→ **DATA TO PROCESS**:
#####

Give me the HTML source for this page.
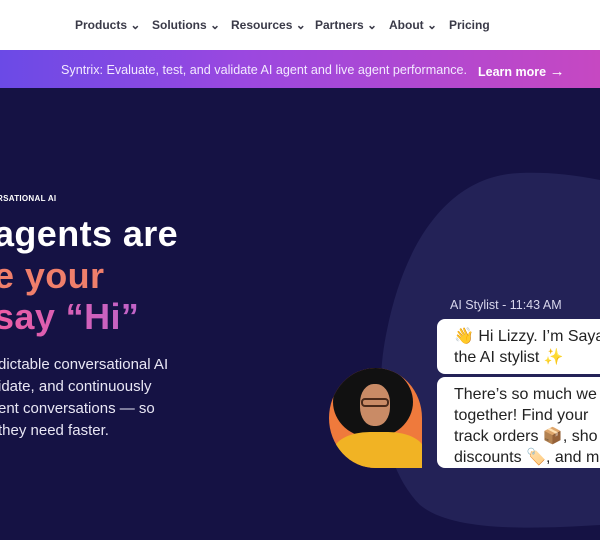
<!DOCTYPE html>
<html><head><style>
*{margin:0;padding:0;box-sizing:border-box}
body{width:600px;height:540px;overflow:hidden;background:#151244;font-family:"Liberation Sans",sans-serif;position:relative}
.nav{position:absolute;top:0;left:0;width:600px;height:50px;background:#fff}
.nav span{position:absolute;top:18px;font-size:12px;font-weight:bold;color:#3a3a48}
.bar{position:absolute;top:50px;left:0;width:600px;height:38px;background:linear-gradient(90deg,#6b4ae6,#9a48e0 40%,#c648c2)}
.bar .t{position:absolute;left:61px;top:13px;font-size:12.6px;color:#f3eaff}
.bar .l{position:absolute;left:478px;top:13px;font-size:12.5px;font-weight:bold;color:#fff}
.h{position:absolute;left:-6px;font-weight:bold;font-size:36px;letter-spacing:0.4px}
.p{position:absolute;left:-2px;font-size:15px;color:#e8e6f4}
.bub{position:absolute;left:437px;width:180px;background:#fff;border-radius:8px;font-size:16px;color:#222;padding:7px 0 0 17px;line-height:21px}
</style></head><body>
<div class="nav">
<span style="left:75px">Products ⌄</span>
<span style="left:152px">Solutions ⌄</span>
<span style="left:231px">Resources ⌄</span>
<span style="left:315px">Partners ⌄</span>
<span style="left:389px">About ⌄</span>
<span style="left:449px">Pricing</span>
</div>
<div class="bar"><div class="t">Syntrix: Evaluate, test, and validate AI agent and live agent performance.</div><div class="l">Learn more <span style="font-size:15px">→</span></div></div>
<svg style="position:absolute;left:0;top:0" width="600" height="540"><path d="M520 173 C450 175 405 240 387 330 C372 400 385 470 420 505 C450 530 520 530 600 525 L600 180 C570 174 545 172 520 173Z" fill="#232257"/></svg>
<div style="position:absolute;left:-3px;top:194px;font-size:8px;font-weight:bold;color:#fff;letter-spacing:0.3px">RSATIONAL AI</div>
<div class="h" style="top:213px;color:#fff">agents are</div>
<div class="h" style="top:255px;color:#f07f6b">e your</div>
<div class="h" style="top:296px;background:linear-gradient(90deg,#ee5ca2,#c063c8);-webkit-background-clip:text;color:transparent">say “Hi”</div>
<div class="p" style="top:356px">dictable conversational AI</div>
<div class="p" style="top:378px">idate, and continuously</div>
<div class="p" style="top:400px">ent conversations — so</div>
<div class="p" style="top:422px">they need faster.</div>
<div style="position:absolute;left:450px;top:298px;font-size:12.5px;color:#d8d6ec">AI Stylist - 11:43 AM</div>
<div class="bub" style="top:319px;height:55px">👋 Hi Lizzy. I’m Saya<br>the AI stylist ✨</div>
<div class="bub" style="top:377px;height:91px">There’s so much we<br>together! Find your<br>track orders 📦, sho<br>discounts 🏷️, and m</div>
<div style="position:absolute;left:329px;top:368px;width:93px;height:100px;background:#ef7a3c;border-radius:50% 50% 0 50%;overflow:hidden">
<div style="position:absolute;left:4px;top:-2px;width:80px;height:72px;background:#111;border-radius:50%"></div>
<div style="position:absolute;left:31px;top:16px;width:30px;height:42px;background:#c98b66;border-radius:45%"></div>
<div style="position:absolute;left:32px;top:30px;width:28px;height:9px;border:2px solid #4a2a1a;border-radius:4px"></div>
<div style="position:absolute;left:4px;top:64px;width:92px;height:50px;background:#f1b324;border-radius:40% 40% 0 0"></div>
</div>
</body></html>
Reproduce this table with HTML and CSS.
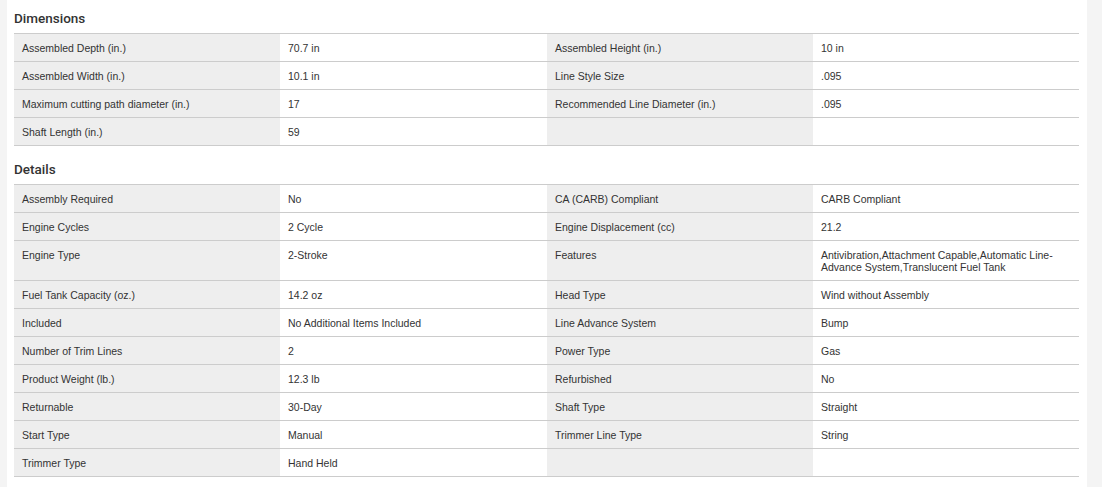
FILE: index.html
```html
<!DOCTYPE html>
<html>
<head>
<meta charset="utf-8">
<link rel="stylesheet" href="styles.css">
</head>
<body>
<div class="page">
  <div class="gutter-left"></div>
  <main class="content">
    <section class="spec-section">
      <h2 class="spec-title">Dimensions</h2>
      <div class="spec-table">
        <div class="spec-row">
          <div class="cell label">Assembled Depth (in.)</div><div class="cell value">70.7 in</div>
          <div class="cell label">Assembled Height (in.)</div><div class="cell value">10 in</div>
        </div>
        <div class="spec-row">
          <div class="cell label">Assembled Width (in.)</div><div class="cell value">10.1 in</div>
          <div class="cell label">Line Style Size</div><div class="cell value">.095</div>
        </div>
        <div class="spec-row">
          <div class="cell label">Maximum cutting path diameter (in.)</div><div class="cell value">17</div>
          <div class="cell label">Recommended Line Diameter (in.)</div><div class="cell value">.095</div>
        </div>
        <div class="spec-row">
          <div class="cell label">Shaft Length (in.)</div><div class="cell value">59</div>
          <div class="cell label"></div><div class="cell value"></div>
        </div>
      </div>
    </section>
    <section class="spec-section">
      <h2 class="spec-title">Details</h2>
      <div class="spec-table">
        <div class="spec-row">
          <div class="cell label">Assembly Required</div><div class="cell value">No</div>
          <div class="cell label">CA (CARB) Compliant</div><div class="cell value">CARB Compliant</div>
        </div>
        <div class="spec-row">
          <div class="cell label">Engine Cycles</div><div class="cell value">2 Cycle</div>
          <div class="cell label">Engine Displacement (cc)</div><div class="cell value">21.2</div>
        </div>
        <div class="spec-row">
          <div class="cell label">Engine Type</div><div class="cell value">2-Stroke</div>
          <div class="cell label">Features</div><div class="cell value">Antivibration,Attachment Capable,Automatic Line-Advance System,Translucent Fuel Tank</div>
        </div>
        <div class="spec-row">
          <div class="cell label">Fuel Tank Capacity (oz.)</div><div class="cell value">14.2 oz</div>
          <div class="cell label">Head Type</div><div class="cell value">Wind without Assembly</div>
        </div>
        <div class="spec-row">
          <div class="cell label">Included</div><div class="cell value">No Additional Items Included</div>
          <div class="cell label">Line Advance System</div><div class="cell value">Bump</div>
        </div>
        <div class="spec-row">
          <div class="cell label">Number of Trim Lines</div><div class="cell value">2</div>
          <div class="cell label">Power Type</div><div class="cell value">Gas</div>
        </div>
        <div class="spec-row">
          <div class="cell label">Product Weight (lb.)</div><div class="cell value">12.3 lb</div>
          <div class="cell label">Refurbished</div><div class="cell value">No</div>
        </div>
        <div class="spec-row">
          <div class="cell label">Returnable</div><div class="cell value">30-Day</div>
          <div class="cell label">Shaft Type</div><div class="cell value">Straight</div>
        </div>
        <div class="spec-row">
          <div class="cell label">Start Type</div><div class="cell value">Manual</div>
          <div class="cell label">Trimmer Line Type</div><div class="cell value">String</div>
        </div>
        <div class="spec-row">
          <div class="cell label">Trimmer Type</div><div class="cell value">Hand Held</div>
          <div class="cell label"></div><div class="cell value"></div>
        </div>
      </div>
    </section>
  </main>
  <div class="gutter-right"></div>
</div>
</body>
</html>
```
FILE: styles.css
```css
html, body {
  margin: 0;
  padding: 0;
  background: #f4f4f4;
}
body {
  font-family: "Liberation Sans", Arial, sans-serif;
  color: #333;
}
.page {
  display: flex;
  min-height: 487px;
}
.gutter-left {
  width: 7px;
  background: #f4f4f4;
  flex: none;
}
.gutter-right {
  width: 15px;
  background: #f4f4f4;
  flex: none;
}
.content {
  width: 1080px;
  flex: none;
  background: #fff;
  padding: 0 8px 0 7px;
  box-sizing: border-box;
}
.spec-section {
  padding-top: 8px;
}
.spec-section + .spec-section {
  padding-top: 13px;
}
.spec-title {
  margin: 0;
  font-family: Roboto, "Liberation Sans", sans-serif;
  font-weight: 500;
  font-size: 13.5px;
  line-height: 20px;
  padding-bottom: 5px;
  color: #333;
}
.spec-table {
  border-top: 1px solid #ccc;
}
.spec-row {
  display: grid;
  grid-template-columns: 266px 267px 266px 266px;
  border-bottom: 1px solid #ccc;
}
.cell {
  font-size: 10.5px;
  line-height: 12px;
  padding: 8px 8px 7px 8px;
  min-height: 12px;
}
.label {
  background: #eee;
}
.value {
  background: #fff;
}
```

#####

→ **OBJECTIVE**: In the lines above, locate the string "this". Copy every line where it occurs.

→ **ANSWER TO THE EXERCISE**:
Give me the HTML source for this page.
Reproduce this table with HTML and CSS.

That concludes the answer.